Discovered the interesting note about AJC by Phil Yates by accident and couldn't resist adding a few words of my own.

I played piano with the Silver Bell in the late 60s when I was a student at Lancaster University. I often had to hitch-hike down to Preston but after gigs could usually afford the late night Glasgow coach back up to Lancaster. I well remember playing often in Accrington and used to look forward to it - great crowd, great pies, great beer and the bonus of being able to go up that little slope outside in the interval and gaze over the sad but incredibly evocative football pitch, full of weeds and bits of blown paper, with the battered, decrepit old stand on the other side, still there up till, I think, around 1969.

One night they wanted to put a microphone on the piano but I refused, not on any grail-bearing pseudo-traditionalist grounds but because, as I pointed out reasonably, I could pound the piano hard enough to make any microphone wish it had never been born.

Keith Moore, who I happily met again in Keswick last year, was on clarinet, Arthur Stead usually on cornet (sometimes we had a trumpet player from Bolton called Dwight Gidney - whatever happened to him?), Keith Staveley on drums, a banjo player called Jed and a bass player who was a policeman (Alan??) and Frank Caunce on trombone, a lovely man and good musician who, apart from being an excellent traditional ensemble player, wanted to play ballads like 'I Guess I'll Have to Change My Plan' and 'I'll Be Around' and didn't mind my amateurish efforts at working out the chords. He was also of course a very accomplished painter and I still have the superb portrait of Dee Dee Pierce that I bought from him at the time even if I could hardly afford it (my overdraft at Martin's Bank took care of it much to the disgust of the manager, who was later to feature in a slanderous, scatalogical version of 'Yessir That's My Baby' retitled 'Pritchard He's a Bastard' that I used to play at the County College bar at LU).

We also had a regular Friday night gig for a time at the Adelphi in Preston and played the usual round of golf clubs, social clubs and pub jazz clubs (including at least one revisit to my old Birmingham haunt the legendary Salutation Arms, where I had first met the equally legendary Dan Pawson (I later played in his Artesian Hall Stompers when I returned to Brum) who I was eternally grateful to for letting me sit in with his band when I was beginning and only knew two tunes: 'Lord Lord Lord' and 'Tin Roof Blues'.

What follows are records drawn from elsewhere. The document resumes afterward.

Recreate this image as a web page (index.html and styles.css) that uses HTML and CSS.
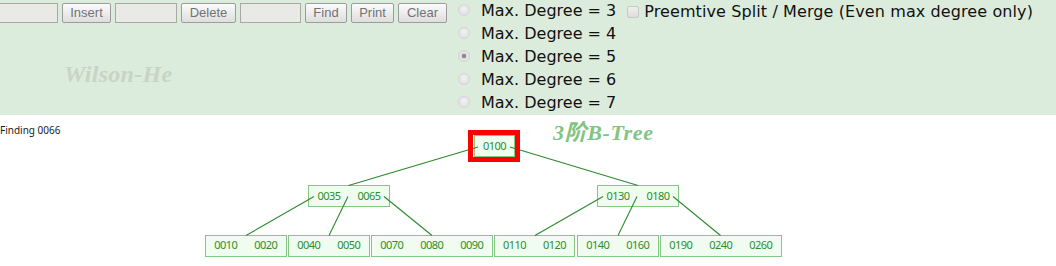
FILE: index.html
```html
<!DOCTYPE html>
<html>
<head>
<meta charset="utf-8">
<link rel="stylesheet" href="styles.css">
</head>
<body>
<div class="panel">
  <div class="left">
    <div class="controls">
      <input class="field f1" type="text">
      <button class="btn b-insert">Insert</button>
      <input class="field" type="text">
      <button class="btn b-delete">Delete</button>
      <input class="field f3" type="text">
      <button class="btn b-find">Find</button>
      <button class="btn b-print">Print</button>
      <button class="btn b-clear">Clear</button>
    </div>
    <div class="sig">Wilson-He</div>
  </div>
  <div class="degrees">
    <label class="opt"><input type="radio" name="deg"><span>Max. Degree = 3</span></label>
    <label class="opt"><input type="radio" name="deg"><span>Max. Degree = 4</span></label>
    <label class="opt"><input type="radio" name="deg" checked><span>Max. Degree = 5</span></label>
    <label class="opt"><input type="radio" name="deg"><span>Max. Degree = 6</span></label>
    <label class="opt"><input type="radio" name="deg"><span>Max. Degree = 7</span></label>
  </div>
  <label class="preempt"><input type="checkbox"><span>Preemtive Split / Merge (Even max degree only)</span></label>
</div>
<div class="canvas">
  <svg class="tree" width="1056" height="151" viewBox="0 115 1056 151" xmlns="http://www.w3.org/2000/svg">
    <text class="status" x="0" y="134">Finding 0066</text>
    <text class="title" x="553" y="140">3阶B-Tree</text>

    <g class="nodes">
      <rect x="474.5" y="135.5" width="40" height="21"/>
      <rect x="308.5" y="185.5" width="81" height="21"/>
      <rect x="597.5" y="185.5" width="81" height="21"/>
      <rect x="205.5" y="235.5" width="81" height="21"/>
      <rect x="288.5" y="235.5" width="81" height="21"/>
      <rect x="371.5" y="235.5" width="121" height="21"/>
      <rect x="494.5" y="235.5" width="80" height="21"/>
      <rect x="577.5" y="235.5" width="81" height="21"/>
      <rect x="660.5" y="235.5" width="121" height="21"/>
    </g>

    <g class="edges">
      <line x1="478" y1="147" x2="348.5" y2="185.5"/>
      <line x1="510" y1="147" x2="638" y2="185.5"/>
      <line x1="314" y1="196.5" x2="246" y2="235.5"/>
      <line x1="348" y1="196.5" x2="329" y2="235.5"/>
      <line x1="384" y1="196.5" x2="432" y2="235.5"/>
      <line x1="603" y1="196.5" x2="535" y2="235.5"/>
      <line x1="637" y1="196.5" x2="618" y2="235.5"/>
      <line x1="673" y1="196.5" x2="720.5" y2="235.5"/>
    </g>

    <rect class="highlight" x="470.5" y="132.5" width="47" height="27"/>

    <g class="keys">
      <text x="494.5" y="149.5">0100</text>
      <text x="329" y="199.5">0035</text>
      <text x="369" y="199.5">0065</text>
      <text x="618" y="199.5">0130</text>
      <text x="658" y="199.5">0180</text>
      <text x="225.8" y="249.3">0010</text>
      <text x="265.8" y="249.3">0020</text>
      <text x="308.8" y="249.3">0040</text>
      <text x="348.8" y="249.3">0050</text>
      <text x="391.8" y="249.3">0070</text>
      <text x="431.8" y="249.3">0080</text>
      <text x="471.8" y="249.3">0090</text>
      <text x="514.5" y="249.3">0110</text>
      <text x="554.5" y="249.3">0120</text>
      <text x="597.8" y="249.3">0140</text>
      <text x="637.8" y="249.3">0160</text>
      <text x="680.8" y="249.3">0190</text>
      <text x="720.8" y="249.3">0240</text>
      <text x="760.8" y="249.3">0260</text>
    </g>
  </svg>
</div>
</body>
</html>
```

FILE: styles.css
```css
html, body {
  margin: 0;
  padding: 0;
  background: #ffffff;
  overflow: hidden;
}

.panel {
  height: 115px;
  background: #dcecdc;
  display: flex;
  align-items: flex-start;
}

.left {
  width: 458px;
  flex: none;
}

.controls {
  display: flex;
  gap: 4px;
  margin-left: -4px;
  margin-top: 3px;
  height: 20px;
}

.field {
  box-sizing: border-box;
  width: 62px;
  height: 20px;
  margin: 0;
  padding: 0 2px;
  border: 1px solid #a8a8a4;
  background: #e9eae5;
  flex: none;
}

.f3 { width: 61px; }

.btn {
  box-sizing: border-box;
  height: 20px;
  margin: 0;
  padding: 0;
  border: 1px solid #9c9c9c;
  border-radius: 2px;
  background: linear-gradient(#fbfbfb, #dedede);
  font-family: "Liberation Sans", Arial, sans-serif;
  font-size: 13px;
  color: #727272;
  line-height: 18px;
  text-align: center;
  flex: none;
}

.b-insert { width: 49px; }
.b-delete { width: 55px; }
.b-find { width: 42px; }
.b-print { width: 43px; }
.b-clear { width: 49px; }

.sig {
  margin-left: 64px;
  margin-top: 37px;
  font-family: "Liberation Serif", "Times New Roman", serif;
  font-style: italic;
  font-weight: bold;
  font-size: 24px;
  letter-spacing: 0.3px;
  line-height: 28px;
  color: #c6d5c4;
}

.degrees {
  display: flex;
  flex-direction: column;
  margin-top: -1.5px;
  flex: none;
}

.opt, .preempt {
  display: flex;
  align-items: center;
  font-family: "DejaVu Sans", Verdana, sans-serif;
  font-size: 16px;
  line-height: 23px;
  color: #111;
  height: 23px;
}

.opt input {
  appearance: none;
  -webkit-appearance: none;
  box-sizing: border-box;
  width: 12px;
  height: 12px;
  margin: 0 11px 0 0;
  border: 1px solid #d2d6d2;
  border-radius: 50%;
  background: radial-gradient(circle at 50% 40%, #f2f2f2, #dcdcdc);
}

.opt input:checked {
  background: radial-gradient(circle, #8a8a8a 0, #8a8a8a 2px, #e4e4e4 2.6px, #dcdcdc 100%);
}

.preempt {
  margin-left: 11px;
  letter-spacing: 0.1px;
}

.preempt input {
  appearance: none;
  -webkit-appearance: none;
  box-sizing: border-box;
  width: 12px;
  height: 12px;
  margin: 0 5px 0 0;
  border: 1px solid #c6c9c6;
  border-radius: 2px;
  background: linear-gradient(#efefef, #dcdcdc);
}

.canvas {
  height: 151px;
  background: #ffffff;
}

.tree {
  display: block;
}

.status {
  font-family: "Noto Sans", "Open Sans", sans-serif;
  font-size: 10px;
  fill: #1a1a1a;
}

.title {
  font-family: "Liberation Serif", "Noto Sans CJK SC", serif;
  font-style: italic;
  font-weight: bold;
  font-size: 22px;
  letter-spacing: 0.6px;
  fill: #82c482;
}

.nodes rect {
  fill: #effcef;
  stroke: #84c884;
  stroke-width: 1;
}

.edges line {
  stroke: #2a8a2a;
  stroke-width: 1.1;
}

.highlight {
  fill: none;
  stroke: #ff0000;
  stroke-width: 5;
}

.keys text {
  font-family: "Noto Sans", "Open Sans", sans-serif;
  font-size: 11px;
  letter-spacing: -0.5px;
  fill: #2a8f2a;
  text-anchor: middle;
}
```
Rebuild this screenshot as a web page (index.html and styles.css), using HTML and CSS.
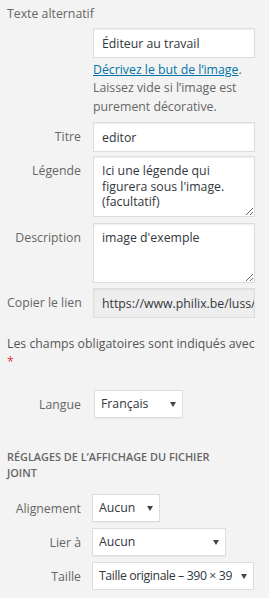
FILE: index.html
```html
<!DOCTYPE html>
<html lang="fr">
<head>
<meta charset="utf-8">
<link rel="stylesheet" href="styles.css">
</head>
<body>
<div class="sidebar">
  <div class="setting alt">
    <label class="label label-top" for="alt">Texte alternatif</label>
    <input id="alt" class="field" type="text" value="Éditeur au travail">
    <p class="help"><a href="#">Décrivez le but de l’image</a>. Laissez vide si l’image est purement décorative.</p>
  </div>
  <div class="setting s-title">
    <label class="label" for="title">Titre</label>
    <input id="title" class="field" type="text" value="editor">
  </div>
  <div class="setting s-caption">
    <label class="label" for="caption">Légende</label>
    <textarea id="caption" class="field area area-caption">Ici une légende qui figurera sous l'image. (facultatif)</textarea>
  </div>
  <div class="setting s-desc">
    <label class="label" for="desc">Description</label>
    <textarea id="desc" class="field area">image d'exemple</textarea>
  </div>
  <div class="setting s-url">
    <label class="label" for="url">Copier le lien</label>
    <input id="url" class="field readonly" type="text" readonly value="https://www.philix.be/luss/wp-content/uploads/2018/editor.jpg">
  </div>

  <p class="required">Les champs obligatoires sont indiqués avec <span class="star">*</span></p>

  <div class="setting s-lang">
    <label class="label" for="lang">Langue</label>
    <span class="select-wrap w-lang"><select id="lang" class="select"><option>Français</option></select></span>
  </div>

  <h2 class="heading">Réglages de l’affichage du fichier joint</h2>

  <div class="setting s-sel s-align">
    <label class="label" for="align">Alignement</label>
    <span class="select-wrap w-align"><select id="align" class="select"><option>Aucun</option></select></span>
  </div>
  <div class="setting s-sel">
    <label class="label" for="link">Lier à</label>
    <span class="select-wrap w-link"><select id="link" class="select"><option>Aucun</option></select></span>
  </div>
  <div class="setting s-sel">
    <label class="label" for="size">Taille</label>
    <span class="select-wrap w-size"><select id="size" class="select select-size"><option>Taille originale – 390 × 390</option></select></span>
  </div>
</div>
</body>
</html>
```
FILE: styles.css
```css
html, body {
  margin: 0;
  background: #f3f3f3;
}
body {
  font-family: "Open Sans", "Noto Sans", sans-serif;
  font-size: 12.3px;
  line-height: 1.5;
  color: #555;
}
.sidebar {
  padding: 5px 12px 0 7px;
}
.setting {
  display: grid;
  grid-template-columns: 74px 162px;
  column-gap: 12px;
  align-items: start;
}
.label {
  text-align: right;
  color: #666;
  padding-top: 6px;
  white-space: nowrap;
}
.label-top {
  grid-column: 1 / 3;
  text-align: left;
  padding-top: 0;
  margin-bottom: 5px;
}
.alt .field,
.alt .help {
  grid-column: 2;
}
.field {
  box-sizing: border-box;
  width: 162px;
  height: 30px;
  margin: 0;
  padding: 0 8px;
  border: 1px solid #ddd;
  background: #fff;
  box-shadow: inset 0 1px 2px rgba(0, 0, 0, .07);
  font-family: "Open Sans", "Noto Sans", sans-serif;
  font-size: 12.3px;
  color: #32373c;
  outline: none;
}
.area {
  height: 60px;
  padding: 6px 8px;
  line-height: 1.26;
  resize: vertical;
  overflow: auto;
  display: block;
}
.area-caption {
  height: 61px;
}
.readonly {
  background: #eee;
  padding: 0 0 0 8px;
}
.help {
  margin: 2.5px 0 0;
  color: #666;
}
.help a {
  color: #0073aa;
  text-decoration: underline;
}
.s-title { margin-top: 6px; }
.s-caption { margin-top: 4px; }
.s-desc { margin-top: 6px; }
.s-url { margin-top: 5px; }

.required {
  margin: 16.5px 0 0;
  color: #555;
}
.star {
  color: #dc3232;
}
.s-lang {
  margin-top: 18px;
  column-gap: 13px;
}
.heading {
  margin: 31px 0 0;
  padding-right: 20px;
  font-size: 10.9px;
  line-height: 16.5px;
  font-weight: 600;
  text-transform: uppercase;
  color: #666;
}
.s-sel {
  margin-top: 6px;
  column-gap: 11px;
}
.s-align {
  margin-top: 12px;
}
.select-wrap {
  position: relative;
  display: block;
  background: #fff;
}
.select-wrap::after {
  content: "";
  position: absolute;
  right: 7px;
  top: 12px;
  border-left: 3px solid transparent;
  border-right: 3px solid transparent;
  border-top: 5px solid #444;
  pointer-events: none;
}
.select {
  -webkit-appearance: none;
  appearance: none;
  box-sizing: border-box;
  display: block;
  width: 100%;
  height: 28px;
  margin: 0;
  padding: 0 17px 0 6px;
  border: 1px solid #ddd;
  border-radius: 0;
  background: #fff;
  box-shadow: 0 1px 0 rgba(0, 0, 0, .03);
  font-family: "Open Sans", "Noto Sans", sans-serif;
  font-size: 12.3px;
  color: #32373c;
  outline: none;
}
.select-size {
  padding-right: 21px;
  letter-spacing: -0.4px;
}
.w-lang { width: 89px; }
.w-align { width: 68px; }
.w-link { width: 134px; }
.w-size { width: 162px; }
```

How nice it is to hear that other musicians also have good memories of the AJC. I've been living abroad for over 30 years now but sometimes the thought of those piano-thrashing, beer-wolfing nights in the ghostly presence of the old football ground seems more real than some of the antiseptic, well-miked gigs I now do that pay more for one night than a certain Pritchard would ever have dreamed of...

Take care
Bob Barton (in Switzerland)


31/03/15 -

Re Mart Rodgers comments on Accrington Jazz Club. I played there many times during the 60's with Keith Smith's Band (on one occasion with Alton Purnell) and had a lot of fun both on and off stage (but that's another story).The steak and kidney pie I remember well and it was there I was introduced to "mushy peas",I found them digestable when cushioned by several pints of the local beer but sober I still can't come to terms with them, even though my Belgian wife adores them.

Brian Turnock


31/03/15 -

I also remember Accrington Stanley Jazz Club. We used to walk around the derelict football ground during the intervals. I met a local girl there and courted her for a while driving there a couple of time a week on my scooter (in winter) and having to thaw the seat out each way. Happy days.

Charlie Bentley 


01/04/15 -

I played there on a few occasions with the Merseysippi Jazz Band and one occasion springs to mind. Derek Vaux was driving an MGB GT and, in a fit of showing off when leaving, revved up and blasted out of the car park. Some people might remember the state of the car park in those days and as he left he hit one of the humungous pot holes which detached the exhaust system from the downpipe backwards. He left the exhaust system behind and proceeded home. Inside the dressing room there was no toilet, but there was a sink that was in the MOST disgusting state and I was told when we arrived that if I wanted to take a pee, the sink was the approved place to do it. During the interval one of the organizers came in and looked at the sink. "Bloody hell" he said. "That's disgusting. Someone's washed their hands in the sink!"

Mike McCombe


01/04/15 -

Accrington seems to have played an important part in our memories. Brian Turnock, Fred & I discussed this at Alvaston Hall on the occasion of the Z’hulus playing there last year. Brian also played Accrington Stanley Social Club with Barry Martyn’s band featuring Andrew Morgan. The band often stayed with Robin & Jean Clarke when in the Manchester area and it was on the journey there after the gig that Brian proclaimed “Accrington is my kinda town”, a statement that I often pull his leg about. Perhaps Jean will make it to Macclesfield this year for a reunion with Brian, not to mention Emile Martyn ? All are welcome at the New Orleans Z’hulus concert in Macclesfield whether you remember Accrington or not.

Fraser McCombe


01/04/15 -

It's amazing that a reminiscing thread I began over 10 years ago is still getting contributors! However looking again at my original post I must correct a glaring error. I mention the New Orleans pianist Champion Jack Dupree, who appeared at Accrington. He later recorded with British blues/rock musicians such as Duster Bennett, Ainsley Dunbar, Mick Taylor and Keef Hartley, but never, as I so confidently stated, with Fleetwood Mac. I feel so much better having got that off my chest!!

Phil Yates


24/03/20 -

Passing the time flicking through some old scrapbooks and came across this photo taken in Oct 1964 when the Keith Smith Climax Band played at Peel Park,which was my first visit to Accrington In another mail I am sending you  a cutting from the Accrington paper about that evening.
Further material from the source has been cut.